[TASK DESCRIPTION]: Find the lines that include the string "screenshot" and report how many there are. Give no other text.

[Code that builds pages]
[Begin]

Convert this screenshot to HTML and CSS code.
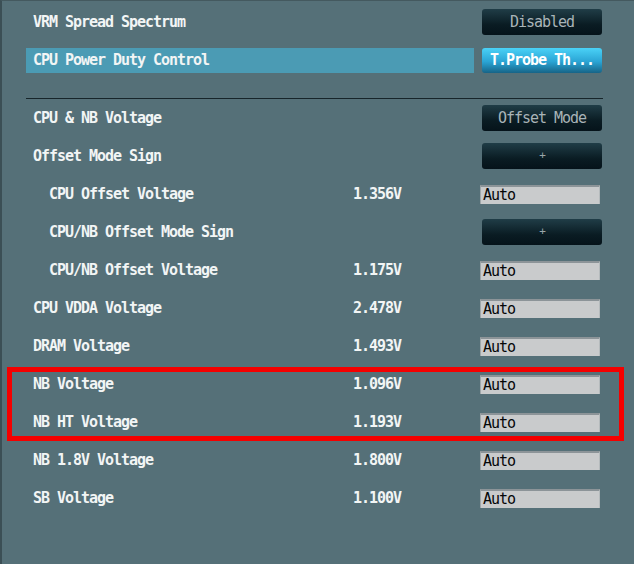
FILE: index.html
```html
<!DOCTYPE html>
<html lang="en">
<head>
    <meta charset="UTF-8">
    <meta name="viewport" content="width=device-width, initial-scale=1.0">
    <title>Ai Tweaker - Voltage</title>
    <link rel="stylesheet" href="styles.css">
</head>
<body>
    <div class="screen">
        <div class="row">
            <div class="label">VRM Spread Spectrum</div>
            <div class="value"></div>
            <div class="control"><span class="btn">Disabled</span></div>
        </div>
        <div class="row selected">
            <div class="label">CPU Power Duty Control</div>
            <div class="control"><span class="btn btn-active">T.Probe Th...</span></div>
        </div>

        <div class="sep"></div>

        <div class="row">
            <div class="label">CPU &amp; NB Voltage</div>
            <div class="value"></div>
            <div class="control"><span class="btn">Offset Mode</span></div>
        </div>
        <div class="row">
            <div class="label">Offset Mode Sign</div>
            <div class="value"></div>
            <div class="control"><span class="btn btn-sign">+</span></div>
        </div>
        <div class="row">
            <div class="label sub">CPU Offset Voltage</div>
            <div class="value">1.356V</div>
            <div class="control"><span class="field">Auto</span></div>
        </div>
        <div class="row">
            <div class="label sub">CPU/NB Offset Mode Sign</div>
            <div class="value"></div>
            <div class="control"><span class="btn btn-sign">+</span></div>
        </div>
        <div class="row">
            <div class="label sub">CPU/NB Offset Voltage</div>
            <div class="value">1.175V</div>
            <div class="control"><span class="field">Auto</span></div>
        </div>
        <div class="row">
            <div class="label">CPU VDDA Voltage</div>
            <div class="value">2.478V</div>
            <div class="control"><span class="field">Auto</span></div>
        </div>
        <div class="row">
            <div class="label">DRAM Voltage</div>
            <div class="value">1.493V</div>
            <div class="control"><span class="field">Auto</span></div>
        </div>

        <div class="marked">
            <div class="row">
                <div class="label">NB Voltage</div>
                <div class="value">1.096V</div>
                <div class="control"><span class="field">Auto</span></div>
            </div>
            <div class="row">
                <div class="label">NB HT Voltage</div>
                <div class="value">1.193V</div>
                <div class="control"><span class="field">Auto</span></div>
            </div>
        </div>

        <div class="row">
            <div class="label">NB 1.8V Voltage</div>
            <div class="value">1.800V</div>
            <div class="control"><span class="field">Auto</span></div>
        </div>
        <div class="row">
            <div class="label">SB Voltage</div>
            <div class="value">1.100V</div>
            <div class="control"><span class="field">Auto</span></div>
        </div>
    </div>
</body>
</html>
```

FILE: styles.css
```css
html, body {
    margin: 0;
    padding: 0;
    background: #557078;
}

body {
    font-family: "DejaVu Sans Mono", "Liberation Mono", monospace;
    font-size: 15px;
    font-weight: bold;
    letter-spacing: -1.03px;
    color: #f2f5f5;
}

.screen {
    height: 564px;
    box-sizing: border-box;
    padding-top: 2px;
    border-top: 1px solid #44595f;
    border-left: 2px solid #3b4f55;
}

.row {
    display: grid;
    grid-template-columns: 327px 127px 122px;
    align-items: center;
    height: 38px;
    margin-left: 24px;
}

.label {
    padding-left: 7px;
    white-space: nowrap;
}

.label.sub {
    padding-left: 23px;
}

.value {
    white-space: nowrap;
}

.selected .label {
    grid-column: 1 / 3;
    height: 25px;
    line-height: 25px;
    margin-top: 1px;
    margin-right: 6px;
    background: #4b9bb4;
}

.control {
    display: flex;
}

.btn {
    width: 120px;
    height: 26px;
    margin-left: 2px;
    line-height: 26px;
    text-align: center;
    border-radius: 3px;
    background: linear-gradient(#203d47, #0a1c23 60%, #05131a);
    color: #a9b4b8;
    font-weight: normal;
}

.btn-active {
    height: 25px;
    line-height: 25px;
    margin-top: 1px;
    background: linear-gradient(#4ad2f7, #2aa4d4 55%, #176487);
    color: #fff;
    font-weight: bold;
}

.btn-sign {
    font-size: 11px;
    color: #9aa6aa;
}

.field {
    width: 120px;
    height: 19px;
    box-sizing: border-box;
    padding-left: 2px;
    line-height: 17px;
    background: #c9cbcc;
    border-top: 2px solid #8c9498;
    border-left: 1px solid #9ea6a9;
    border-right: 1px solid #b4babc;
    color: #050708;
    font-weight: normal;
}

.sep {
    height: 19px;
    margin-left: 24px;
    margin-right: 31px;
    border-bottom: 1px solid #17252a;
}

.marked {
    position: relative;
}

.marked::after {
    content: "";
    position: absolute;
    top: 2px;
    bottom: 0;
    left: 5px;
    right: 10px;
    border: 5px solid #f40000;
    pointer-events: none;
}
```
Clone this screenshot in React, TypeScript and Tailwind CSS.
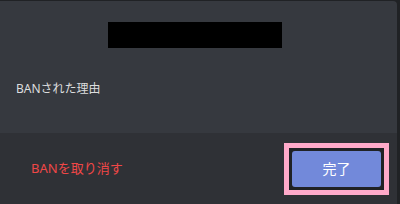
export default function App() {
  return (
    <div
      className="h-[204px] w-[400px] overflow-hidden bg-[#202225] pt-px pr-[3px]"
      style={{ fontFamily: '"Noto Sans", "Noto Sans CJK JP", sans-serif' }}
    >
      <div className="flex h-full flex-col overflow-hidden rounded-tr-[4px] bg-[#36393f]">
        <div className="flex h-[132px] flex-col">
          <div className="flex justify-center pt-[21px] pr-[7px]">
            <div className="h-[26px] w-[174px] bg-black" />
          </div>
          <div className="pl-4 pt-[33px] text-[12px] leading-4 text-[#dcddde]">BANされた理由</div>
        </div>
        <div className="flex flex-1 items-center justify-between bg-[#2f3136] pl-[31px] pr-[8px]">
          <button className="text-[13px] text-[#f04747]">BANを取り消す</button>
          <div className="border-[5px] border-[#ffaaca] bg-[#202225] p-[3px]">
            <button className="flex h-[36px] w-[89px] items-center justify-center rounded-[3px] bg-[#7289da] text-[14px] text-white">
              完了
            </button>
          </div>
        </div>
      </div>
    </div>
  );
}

[End]
[Begin]

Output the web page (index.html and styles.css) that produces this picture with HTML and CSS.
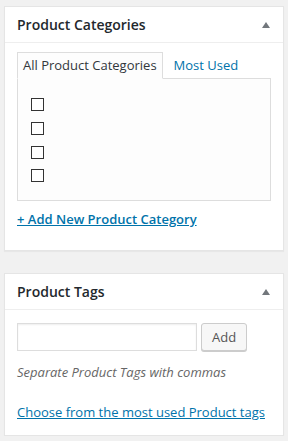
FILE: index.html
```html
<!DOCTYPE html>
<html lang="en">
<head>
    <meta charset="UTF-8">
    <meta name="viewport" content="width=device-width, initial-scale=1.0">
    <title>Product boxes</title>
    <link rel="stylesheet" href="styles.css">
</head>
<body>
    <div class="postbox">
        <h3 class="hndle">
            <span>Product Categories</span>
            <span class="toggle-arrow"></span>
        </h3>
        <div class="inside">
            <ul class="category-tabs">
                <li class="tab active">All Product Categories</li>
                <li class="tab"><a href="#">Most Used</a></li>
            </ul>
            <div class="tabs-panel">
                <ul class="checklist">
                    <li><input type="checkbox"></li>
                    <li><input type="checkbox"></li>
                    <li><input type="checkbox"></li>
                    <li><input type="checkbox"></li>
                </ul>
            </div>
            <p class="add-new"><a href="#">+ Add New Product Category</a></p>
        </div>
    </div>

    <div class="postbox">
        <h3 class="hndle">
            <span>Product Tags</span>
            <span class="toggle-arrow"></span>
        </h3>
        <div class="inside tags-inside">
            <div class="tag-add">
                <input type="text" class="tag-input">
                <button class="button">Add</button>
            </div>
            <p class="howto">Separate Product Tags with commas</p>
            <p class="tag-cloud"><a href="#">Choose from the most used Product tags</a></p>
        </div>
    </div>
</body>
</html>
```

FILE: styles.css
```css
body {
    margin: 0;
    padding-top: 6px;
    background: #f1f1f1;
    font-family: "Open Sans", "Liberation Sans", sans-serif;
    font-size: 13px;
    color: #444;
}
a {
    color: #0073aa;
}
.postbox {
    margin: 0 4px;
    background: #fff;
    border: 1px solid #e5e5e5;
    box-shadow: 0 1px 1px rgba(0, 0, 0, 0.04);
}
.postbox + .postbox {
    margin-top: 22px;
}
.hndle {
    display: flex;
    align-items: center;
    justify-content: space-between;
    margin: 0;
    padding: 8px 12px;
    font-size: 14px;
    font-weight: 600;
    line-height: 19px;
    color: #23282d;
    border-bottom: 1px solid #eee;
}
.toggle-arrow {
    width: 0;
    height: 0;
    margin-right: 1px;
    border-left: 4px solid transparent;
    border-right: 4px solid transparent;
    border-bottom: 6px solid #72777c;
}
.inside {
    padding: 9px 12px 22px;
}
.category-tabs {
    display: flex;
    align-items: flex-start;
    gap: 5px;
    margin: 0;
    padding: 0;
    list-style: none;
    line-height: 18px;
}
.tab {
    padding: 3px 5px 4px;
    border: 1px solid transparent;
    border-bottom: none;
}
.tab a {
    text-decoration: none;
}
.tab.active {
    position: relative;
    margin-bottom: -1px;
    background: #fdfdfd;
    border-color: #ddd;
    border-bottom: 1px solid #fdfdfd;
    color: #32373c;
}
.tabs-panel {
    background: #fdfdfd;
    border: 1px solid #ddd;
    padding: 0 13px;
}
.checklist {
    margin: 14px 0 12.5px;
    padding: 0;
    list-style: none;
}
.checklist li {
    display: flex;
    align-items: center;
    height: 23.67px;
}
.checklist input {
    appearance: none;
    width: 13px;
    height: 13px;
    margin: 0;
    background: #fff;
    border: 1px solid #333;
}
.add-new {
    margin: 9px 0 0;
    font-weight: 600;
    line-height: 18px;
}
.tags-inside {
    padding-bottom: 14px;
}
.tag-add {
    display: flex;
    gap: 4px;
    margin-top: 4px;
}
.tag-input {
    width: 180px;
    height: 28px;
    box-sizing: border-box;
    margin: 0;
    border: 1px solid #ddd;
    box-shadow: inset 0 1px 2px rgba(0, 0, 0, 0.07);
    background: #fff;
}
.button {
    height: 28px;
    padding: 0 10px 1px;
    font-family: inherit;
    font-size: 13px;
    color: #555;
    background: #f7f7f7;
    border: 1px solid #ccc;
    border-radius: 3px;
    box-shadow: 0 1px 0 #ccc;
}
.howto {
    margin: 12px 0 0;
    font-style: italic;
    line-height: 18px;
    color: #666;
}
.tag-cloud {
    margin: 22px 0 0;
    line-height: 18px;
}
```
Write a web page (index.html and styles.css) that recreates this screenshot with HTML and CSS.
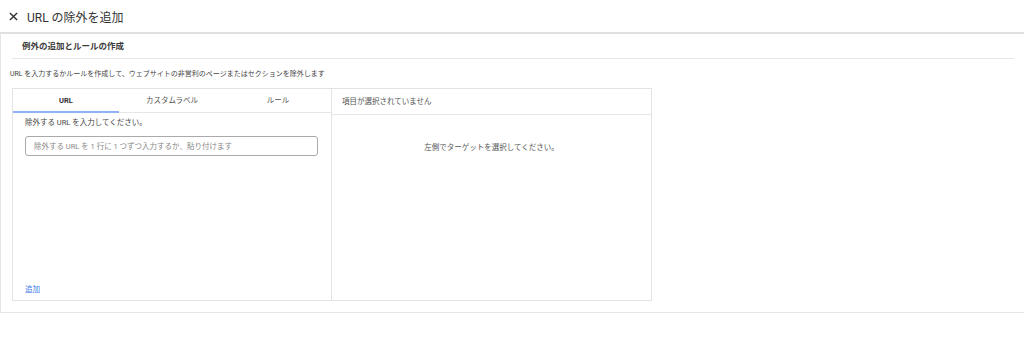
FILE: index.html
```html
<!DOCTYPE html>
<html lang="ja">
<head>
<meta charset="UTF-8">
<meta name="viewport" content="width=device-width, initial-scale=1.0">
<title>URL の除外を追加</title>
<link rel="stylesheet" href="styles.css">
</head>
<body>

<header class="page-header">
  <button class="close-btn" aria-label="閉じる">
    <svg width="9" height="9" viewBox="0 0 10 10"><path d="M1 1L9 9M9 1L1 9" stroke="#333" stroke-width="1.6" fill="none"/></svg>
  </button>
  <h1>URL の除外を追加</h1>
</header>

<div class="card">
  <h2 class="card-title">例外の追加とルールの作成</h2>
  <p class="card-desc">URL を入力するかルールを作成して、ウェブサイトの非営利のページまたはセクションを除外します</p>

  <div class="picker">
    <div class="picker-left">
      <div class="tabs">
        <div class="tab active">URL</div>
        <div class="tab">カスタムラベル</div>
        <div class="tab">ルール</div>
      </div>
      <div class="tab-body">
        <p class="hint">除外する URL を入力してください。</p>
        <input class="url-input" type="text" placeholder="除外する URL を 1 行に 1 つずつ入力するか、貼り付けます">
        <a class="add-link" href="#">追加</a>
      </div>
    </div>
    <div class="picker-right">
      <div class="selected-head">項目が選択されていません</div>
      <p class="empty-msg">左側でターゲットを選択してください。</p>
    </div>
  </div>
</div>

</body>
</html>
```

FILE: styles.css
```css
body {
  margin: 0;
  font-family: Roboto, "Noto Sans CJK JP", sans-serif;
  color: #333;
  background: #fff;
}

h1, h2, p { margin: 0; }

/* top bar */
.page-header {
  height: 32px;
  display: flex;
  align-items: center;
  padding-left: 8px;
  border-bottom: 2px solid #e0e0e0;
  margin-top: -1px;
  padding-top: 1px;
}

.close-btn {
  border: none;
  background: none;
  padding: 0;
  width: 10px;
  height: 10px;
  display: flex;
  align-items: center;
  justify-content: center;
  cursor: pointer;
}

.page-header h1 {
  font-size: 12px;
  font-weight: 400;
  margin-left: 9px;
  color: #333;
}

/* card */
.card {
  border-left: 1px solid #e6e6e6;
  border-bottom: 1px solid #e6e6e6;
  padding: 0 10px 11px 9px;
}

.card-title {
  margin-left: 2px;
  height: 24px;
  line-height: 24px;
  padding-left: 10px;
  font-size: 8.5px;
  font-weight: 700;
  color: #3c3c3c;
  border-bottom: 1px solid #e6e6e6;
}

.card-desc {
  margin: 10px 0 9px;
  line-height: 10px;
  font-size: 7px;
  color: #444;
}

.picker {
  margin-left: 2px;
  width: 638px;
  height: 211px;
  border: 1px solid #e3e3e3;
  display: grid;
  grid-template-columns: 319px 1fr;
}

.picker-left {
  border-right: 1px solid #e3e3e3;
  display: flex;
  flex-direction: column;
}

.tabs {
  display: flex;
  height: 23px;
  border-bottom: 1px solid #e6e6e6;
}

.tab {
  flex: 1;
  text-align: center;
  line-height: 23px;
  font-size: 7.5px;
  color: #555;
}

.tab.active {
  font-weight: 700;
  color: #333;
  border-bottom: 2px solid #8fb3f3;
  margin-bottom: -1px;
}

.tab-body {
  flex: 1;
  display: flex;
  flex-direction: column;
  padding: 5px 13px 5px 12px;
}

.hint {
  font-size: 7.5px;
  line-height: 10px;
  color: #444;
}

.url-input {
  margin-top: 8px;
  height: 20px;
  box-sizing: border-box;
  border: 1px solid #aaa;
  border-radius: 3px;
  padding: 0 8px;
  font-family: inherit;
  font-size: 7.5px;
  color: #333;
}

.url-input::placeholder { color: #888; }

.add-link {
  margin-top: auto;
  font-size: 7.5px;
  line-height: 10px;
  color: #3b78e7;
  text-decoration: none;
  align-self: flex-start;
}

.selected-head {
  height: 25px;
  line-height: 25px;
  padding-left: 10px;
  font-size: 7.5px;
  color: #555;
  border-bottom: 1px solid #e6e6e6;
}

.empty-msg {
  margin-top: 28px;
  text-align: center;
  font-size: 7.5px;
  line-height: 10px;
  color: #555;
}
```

[End]
[Begin]

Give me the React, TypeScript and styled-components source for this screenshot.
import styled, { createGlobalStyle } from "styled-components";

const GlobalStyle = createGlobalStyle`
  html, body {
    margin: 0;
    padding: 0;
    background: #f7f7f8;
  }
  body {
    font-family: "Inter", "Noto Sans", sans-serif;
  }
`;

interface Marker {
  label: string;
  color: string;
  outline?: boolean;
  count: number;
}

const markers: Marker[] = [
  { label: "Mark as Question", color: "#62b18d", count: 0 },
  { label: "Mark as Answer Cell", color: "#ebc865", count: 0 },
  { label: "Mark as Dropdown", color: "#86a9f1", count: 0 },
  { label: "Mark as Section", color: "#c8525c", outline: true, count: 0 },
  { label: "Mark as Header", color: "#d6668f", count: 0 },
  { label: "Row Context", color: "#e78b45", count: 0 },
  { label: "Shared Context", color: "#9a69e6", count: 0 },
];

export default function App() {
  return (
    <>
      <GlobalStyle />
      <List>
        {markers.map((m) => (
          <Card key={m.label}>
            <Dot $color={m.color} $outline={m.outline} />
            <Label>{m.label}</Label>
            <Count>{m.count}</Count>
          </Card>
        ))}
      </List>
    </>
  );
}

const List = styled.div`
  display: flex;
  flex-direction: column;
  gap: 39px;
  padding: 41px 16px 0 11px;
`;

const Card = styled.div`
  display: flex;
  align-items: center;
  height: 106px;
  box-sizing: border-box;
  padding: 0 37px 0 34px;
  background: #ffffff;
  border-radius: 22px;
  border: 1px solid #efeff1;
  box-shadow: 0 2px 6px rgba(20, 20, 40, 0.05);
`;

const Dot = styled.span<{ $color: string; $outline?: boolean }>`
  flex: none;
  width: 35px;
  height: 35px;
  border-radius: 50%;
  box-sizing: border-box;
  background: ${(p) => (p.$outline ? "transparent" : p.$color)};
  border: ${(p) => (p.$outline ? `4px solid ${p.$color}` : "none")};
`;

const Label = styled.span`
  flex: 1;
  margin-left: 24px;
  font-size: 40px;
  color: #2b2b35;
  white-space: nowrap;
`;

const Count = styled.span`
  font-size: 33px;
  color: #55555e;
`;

[End]

[TASK SOLUTION]: 4